◆ Exercise goal
Scan the data below for the string "this". Show every line where it turns up.

(begin)

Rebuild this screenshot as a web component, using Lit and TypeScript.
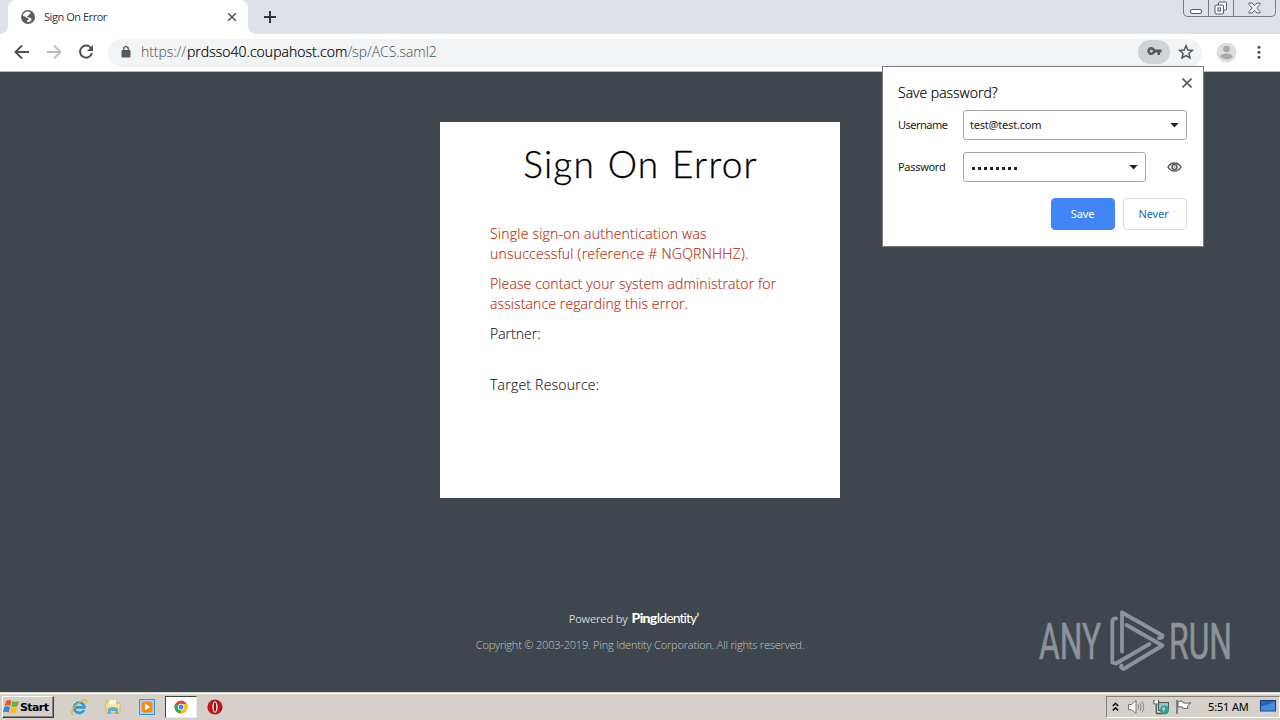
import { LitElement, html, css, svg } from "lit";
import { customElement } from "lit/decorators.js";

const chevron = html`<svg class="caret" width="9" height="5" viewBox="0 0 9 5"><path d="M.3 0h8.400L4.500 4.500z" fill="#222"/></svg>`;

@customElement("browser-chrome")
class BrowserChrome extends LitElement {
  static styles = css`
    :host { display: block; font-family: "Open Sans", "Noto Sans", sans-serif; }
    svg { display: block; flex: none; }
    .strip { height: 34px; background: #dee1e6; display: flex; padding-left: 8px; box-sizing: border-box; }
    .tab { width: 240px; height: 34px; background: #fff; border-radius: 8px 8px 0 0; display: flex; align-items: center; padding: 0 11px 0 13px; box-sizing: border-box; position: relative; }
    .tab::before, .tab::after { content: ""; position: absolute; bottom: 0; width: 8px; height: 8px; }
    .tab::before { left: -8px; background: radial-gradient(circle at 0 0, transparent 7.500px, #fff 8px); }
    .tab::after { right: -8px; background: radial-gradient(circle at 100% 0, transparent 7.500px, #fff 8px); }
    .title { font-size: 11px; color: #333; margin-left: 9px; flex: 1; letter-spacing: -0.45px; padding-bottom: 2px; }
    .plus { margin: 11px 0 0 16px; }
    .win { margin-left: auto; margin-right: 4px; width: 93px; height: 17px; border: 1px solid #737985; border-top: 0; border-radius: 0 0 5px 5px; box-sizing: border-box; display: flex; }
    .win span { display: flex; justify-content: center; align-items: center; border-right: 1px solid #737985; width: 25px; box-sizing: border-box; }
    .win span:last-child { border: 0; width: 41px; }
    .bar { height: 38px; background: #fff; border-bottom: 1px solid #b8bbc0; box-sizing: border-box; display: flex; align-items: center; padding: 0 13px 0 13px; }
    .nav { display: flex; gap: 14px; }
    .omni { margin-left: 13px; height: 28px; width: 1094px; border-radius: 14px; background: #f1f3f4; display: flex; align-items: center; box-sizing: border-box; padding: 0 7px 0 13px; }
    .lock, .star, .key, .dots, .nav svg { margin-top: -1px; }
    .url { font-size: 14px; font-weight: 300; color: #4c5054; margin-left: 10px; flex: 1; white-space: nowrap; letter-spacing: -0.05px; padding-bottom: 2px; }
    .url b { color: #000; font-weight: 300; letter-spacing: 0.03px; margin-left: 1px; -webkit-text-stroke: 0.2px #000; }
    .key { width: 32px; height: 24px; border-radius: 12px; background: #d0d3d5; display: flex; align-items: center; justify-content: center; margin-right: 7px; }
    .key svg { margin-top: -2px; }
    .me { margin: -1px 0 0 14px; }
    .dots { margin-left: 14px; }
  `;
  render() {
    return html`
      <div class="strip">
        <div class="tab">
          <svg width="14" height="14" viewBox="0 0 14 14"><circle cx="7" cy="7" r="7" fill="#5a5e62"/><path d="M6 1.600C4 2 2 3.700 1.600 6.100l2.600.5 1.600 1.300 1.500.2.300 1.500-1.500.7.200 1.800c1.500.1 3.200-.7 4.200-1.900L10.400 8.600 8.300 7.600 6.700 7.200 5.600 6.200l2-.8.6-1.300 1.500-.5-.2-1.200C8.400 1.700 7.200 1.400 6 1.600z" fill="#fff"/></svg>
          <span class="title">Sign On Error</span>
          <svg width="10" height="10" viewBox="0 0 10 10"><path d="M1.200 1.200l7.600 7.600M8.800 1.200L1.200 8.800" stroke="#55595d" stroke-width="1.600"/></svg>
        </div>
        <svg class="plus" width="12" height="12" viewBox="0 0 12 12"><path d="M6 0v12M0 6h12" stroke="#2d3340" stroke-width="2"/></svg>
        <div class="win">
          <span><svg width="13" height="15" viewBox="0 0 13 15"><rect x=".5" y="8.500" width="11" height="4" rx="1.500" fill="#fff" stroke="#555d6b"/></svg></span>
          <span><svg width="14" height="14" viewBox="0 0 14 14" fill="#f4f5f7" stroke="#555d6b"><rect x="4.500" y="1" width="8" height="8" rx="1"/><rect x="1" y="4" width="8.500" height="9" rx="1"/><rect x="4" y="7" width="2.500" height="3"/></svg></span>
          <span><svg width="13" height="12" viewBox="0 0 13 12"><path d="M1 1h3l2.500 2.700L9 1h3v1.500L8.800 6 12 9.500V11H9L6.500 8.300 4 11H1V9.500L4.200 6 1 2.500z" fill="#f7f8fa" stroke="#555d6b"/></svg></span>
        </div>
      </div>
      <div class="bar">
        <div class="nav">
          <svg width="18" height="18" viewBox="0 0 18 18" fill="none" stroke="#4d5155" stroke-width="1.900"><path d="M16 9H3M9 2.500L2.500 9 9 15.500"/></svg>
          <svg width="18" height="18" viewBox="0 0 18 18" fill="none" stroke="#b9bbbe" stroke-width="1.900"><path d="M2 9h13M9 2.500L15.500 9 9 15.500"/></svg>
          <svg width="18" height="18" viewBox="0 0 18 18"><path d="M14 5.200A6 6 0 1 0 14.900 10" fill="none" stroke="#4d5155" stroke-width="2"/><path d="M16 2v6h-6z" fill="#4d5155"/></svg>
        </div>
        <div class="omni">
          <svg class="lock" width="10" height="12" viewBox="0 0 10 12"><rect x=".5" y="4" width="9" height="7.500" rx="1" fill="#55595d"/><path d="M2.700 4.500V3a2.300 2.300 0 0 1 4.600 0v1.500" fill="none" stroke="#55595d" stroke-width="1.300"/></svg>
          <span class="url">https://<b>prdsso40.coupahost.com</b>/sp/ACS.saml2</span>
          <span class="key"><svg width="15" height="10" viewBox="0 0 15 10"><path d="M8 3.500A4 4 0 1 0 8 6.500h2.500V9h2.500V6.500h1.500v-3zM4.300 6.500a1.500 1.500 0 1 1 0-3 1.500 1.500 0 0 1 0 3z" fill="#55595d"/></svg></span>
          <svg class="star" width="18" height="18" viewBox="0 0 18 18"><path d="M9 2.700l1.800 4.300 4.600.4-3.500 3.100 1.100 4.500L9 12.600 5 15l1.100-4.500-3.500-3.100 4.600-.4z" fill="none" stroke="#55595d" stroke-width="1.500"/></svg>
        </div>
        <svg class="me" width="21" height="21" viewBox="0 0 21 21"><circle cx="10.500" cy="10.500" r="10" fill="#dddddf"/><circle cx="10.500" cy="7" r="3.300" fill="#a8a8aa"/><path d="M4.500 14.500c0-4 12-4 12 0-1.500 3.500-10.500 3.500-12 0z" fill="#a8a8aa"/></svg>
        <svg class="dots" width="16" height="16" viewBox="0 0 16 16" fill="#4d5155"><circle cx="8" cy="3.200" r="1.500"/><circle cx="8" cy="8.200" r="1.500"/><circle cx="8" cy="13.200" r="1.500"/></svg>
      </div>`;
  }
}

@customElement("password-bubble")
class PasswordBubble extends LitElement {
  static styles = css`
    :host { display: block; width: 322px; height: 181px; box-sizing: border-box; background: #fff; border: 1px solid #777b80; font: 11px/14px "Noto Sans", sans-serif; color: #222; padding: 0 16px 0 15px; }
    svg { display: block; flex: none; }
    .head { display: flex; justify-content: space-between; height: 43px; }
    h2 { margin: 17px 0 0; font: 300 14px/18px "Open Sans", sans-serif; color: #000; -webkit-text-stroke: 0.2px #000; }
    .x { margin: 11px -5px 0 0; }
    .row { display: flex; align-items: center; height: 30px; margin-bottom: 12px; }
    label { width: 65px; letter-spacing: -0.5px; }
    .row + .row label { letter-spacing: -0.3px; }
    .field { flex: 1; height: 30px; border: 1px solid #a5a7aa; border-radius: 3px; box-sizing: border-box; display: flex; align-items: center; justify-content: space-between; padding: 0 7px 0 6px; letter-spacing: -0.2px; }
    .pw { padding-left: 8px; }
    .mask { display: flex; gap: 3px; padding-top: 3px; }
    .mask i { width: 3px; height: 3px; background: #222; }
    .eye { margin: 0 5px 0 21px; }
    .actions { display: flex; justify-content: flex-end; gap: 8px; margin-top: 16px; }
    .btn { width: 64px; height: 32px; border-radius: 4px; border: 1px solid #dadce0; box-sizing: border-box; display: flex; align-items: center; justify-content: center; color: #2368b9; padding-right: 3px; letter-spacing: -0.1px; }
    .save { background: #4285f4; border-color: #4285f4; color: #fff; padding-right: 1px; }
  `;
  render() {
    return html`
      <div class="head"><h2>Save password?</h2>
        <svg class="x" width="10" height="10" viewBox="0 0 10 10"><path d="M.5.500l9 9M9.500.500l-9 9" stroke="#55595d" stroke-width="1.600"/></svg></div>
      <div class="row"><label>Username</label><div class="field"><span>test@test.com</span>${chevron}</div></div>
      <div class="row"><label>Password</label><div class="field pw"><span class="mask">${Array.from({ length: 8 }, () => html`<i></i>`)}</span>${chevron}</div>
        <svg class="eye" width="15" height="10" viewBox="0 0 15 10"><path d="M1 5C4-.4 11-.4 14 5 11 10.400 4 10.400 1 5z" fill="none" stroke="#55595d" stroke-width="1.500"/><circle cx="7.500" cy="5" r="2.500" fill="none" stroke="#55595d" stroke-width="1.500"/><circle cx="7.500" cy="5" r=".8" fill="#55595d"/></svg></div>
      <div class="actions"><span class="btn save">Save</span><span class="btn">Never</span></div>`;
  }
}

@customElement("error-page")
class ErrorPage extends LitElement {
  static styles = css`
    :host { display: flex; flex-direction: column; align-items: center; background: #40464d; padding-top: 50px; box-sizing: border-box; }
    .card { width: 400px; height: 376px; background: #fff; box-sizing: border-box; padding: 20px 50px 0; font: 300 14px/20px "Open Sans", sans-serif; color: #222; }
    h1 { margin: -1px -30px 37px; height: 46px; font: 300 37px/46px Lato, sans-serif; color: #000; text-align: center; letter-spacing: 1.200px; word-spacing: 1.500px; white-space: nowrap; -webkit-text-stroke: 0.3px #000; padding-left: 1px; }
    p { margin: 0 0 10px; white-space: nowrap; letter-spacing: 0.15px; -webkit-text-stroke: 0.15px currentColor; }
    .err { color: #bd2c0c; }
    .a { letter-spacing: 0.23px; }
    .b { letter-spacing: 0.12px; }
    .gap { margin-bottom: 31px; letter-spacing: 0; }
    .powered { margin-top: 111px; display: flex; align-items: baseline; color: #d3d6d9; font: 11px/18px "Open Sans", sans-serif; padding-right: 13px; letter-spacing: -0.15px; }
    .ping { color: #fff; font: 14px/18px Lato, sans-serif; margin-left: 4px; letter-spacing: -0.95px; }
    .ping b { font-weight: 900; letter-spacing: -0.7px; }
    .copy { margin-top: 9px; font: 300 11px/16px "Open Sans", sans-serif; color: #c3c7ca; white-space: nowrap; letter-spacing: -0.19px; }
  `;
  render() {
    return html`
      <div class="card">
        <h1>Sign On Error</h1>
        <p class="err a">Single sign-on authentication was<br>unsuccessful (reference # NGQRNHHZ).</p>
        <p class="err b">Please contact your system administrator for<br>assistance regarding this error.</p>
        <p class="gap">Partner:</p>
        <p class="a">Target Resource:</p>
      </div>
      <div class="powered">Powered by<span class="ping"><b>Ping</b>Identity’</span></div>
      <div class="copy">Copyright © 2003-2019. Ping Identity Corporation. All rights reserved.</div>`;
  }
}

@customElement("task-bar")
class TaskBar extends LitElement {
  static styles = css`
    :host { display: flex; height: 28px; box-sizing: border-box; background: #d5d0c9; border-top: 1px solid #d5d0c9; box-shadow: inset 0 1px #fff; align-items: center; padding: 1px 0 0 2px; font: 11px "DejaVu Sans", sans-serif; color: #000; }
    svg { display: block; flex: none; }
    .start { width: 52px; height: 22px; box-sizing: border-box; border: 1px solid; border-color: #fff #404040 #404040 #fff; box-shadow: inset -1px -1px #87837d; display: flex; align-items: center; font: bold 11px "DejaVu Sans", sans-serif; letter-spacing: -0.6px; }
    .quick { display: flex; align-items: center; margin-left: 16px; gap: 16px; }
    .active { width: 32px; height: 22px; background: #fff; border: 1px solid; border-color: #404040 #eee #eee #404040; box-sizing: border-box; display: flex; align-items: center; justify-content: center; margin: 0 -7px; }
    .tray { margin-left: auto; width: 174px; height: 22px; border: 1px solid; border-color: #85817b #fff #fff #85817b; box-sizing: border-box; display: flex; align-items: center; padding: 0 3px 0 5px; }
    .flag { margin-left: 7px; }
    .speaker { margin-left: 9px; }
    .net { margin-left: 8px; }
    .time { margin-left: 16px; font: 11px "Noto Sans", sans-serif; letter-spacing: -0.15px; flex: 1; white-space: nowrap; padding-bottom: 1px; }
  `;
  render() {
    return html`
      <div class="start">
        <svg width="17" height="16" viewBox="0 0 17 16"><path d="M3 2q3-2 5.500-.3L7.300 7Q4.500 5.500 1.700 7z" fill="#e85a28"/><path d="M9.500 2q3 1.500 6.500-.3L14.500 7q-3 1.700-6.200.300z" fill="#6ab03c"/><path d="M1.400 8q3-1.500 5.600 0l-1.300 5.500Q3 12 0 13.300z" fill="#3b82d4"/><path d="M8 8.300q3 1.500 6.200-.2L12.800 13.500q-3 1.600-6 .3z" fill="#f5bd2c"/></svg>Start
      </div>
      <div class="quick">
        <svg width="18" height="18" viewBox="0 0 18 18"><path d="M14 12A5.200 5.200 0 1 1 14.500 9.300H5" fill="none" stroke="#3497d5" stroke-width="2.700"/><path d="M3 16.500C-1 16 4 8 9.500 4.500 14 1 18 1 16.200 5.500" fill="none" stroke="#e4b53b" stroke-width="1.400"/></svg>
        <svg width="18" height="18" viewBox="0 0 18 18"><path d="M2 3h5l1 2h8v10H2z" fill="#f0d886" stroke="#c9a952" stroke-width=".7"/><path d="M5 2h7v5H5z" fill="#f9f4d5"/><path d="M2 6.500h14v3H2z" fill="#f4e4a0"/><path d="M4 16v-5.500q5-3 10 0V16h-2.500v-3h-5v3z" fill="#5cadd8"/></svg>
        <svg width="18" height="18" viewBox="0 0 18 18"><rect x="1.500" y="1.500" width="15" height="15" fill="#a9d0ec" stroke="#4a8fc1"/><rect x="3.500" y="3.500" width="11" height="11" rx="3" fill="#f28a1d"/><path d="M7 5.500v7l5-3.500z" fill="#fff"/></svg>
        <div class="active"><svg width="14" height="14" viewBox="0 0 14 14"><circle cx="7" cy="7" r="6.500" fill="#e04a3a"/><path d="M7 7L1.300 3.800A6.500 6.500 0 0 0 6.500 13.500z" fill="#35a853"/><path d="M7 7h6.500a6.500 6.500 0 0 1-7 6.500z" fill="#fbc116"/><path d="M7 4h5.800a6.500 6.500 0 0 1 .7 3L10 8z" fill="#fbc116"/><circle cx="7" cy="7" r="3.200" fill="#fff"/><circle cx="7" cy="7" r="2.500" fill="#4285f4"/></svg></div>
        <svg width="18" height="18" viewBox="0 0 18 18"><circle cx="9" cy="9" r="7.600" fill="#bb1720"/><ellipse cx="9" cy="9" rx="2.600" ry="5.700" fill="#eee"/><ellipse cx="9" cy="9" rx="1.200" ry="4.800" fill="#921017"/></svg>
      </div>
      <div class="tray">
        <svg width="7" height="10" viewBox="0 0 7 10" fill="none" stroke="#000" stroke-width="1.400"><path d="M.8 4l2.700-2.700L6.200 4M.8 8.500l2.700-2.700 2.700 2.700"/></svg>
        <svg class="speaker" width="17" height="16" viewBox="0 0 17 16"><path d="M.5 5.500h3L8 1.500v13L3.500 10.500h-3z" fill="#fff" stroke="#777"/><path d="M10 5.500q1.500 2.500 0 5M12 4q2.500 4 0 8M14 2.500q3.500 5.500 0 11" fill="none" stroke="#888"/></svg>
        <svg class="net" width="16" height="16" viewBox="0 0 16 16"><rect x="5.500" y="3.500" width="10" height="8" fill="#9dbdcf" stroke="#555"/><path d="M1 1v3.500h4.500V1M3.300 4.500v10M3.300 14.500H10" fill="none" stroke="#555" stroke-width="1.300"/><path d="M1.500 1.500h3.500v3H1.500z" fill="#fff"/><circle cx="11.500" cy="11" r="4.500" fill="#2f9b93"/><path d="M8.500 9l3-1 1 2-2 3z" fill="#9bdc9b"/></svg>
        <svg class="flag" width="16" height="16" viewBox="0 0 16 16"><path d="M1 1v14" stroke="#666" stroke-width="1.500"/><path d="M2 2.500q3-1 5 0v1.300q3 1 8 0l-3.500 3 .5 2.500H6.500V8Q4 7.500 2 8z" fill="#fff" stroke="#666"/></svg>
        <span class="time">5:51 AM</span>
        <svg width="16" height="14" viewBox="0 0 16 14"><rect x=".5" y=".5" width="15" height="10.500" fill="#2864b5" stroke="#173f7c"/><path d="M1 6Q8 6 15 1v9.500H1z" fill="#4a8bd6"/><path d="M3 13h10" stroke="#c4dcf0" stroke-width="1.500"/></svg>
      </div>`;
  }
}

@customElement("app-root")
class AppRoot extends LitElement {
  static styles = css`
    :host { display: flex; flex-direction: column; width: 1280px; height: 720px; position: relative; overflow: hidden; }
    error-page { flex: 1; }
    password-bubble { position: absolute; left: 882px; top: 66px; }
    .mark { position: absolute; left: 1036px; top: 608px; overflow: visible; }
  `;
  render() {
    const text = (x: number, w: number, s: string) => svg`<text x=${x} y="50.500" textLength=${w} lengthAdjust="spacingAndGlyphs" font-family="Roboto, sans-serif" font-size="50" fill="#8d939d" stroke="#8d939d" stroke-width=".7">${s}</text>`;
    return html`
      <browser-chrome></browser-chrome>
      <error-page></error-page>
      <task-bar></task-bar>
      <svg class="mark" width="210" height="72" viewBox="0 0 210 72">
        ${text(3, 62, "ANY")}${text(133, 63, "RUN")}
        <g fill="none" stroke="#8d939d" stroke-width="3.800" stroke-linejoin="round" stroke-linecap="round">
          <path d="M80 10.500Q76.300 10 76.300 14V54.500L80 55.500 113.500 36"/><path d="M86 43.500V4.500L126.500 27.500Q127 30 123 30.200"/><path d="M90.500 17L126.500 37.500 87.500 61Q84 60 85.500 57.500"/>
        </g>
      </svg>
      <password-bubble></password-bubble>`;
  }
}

(end)

◆ Answer
Rebuild this screenshot as a web component, using Lit and TypeScript.
        <p class="err b">Please contact your system administrator for<br>assistance regarding this error.</p>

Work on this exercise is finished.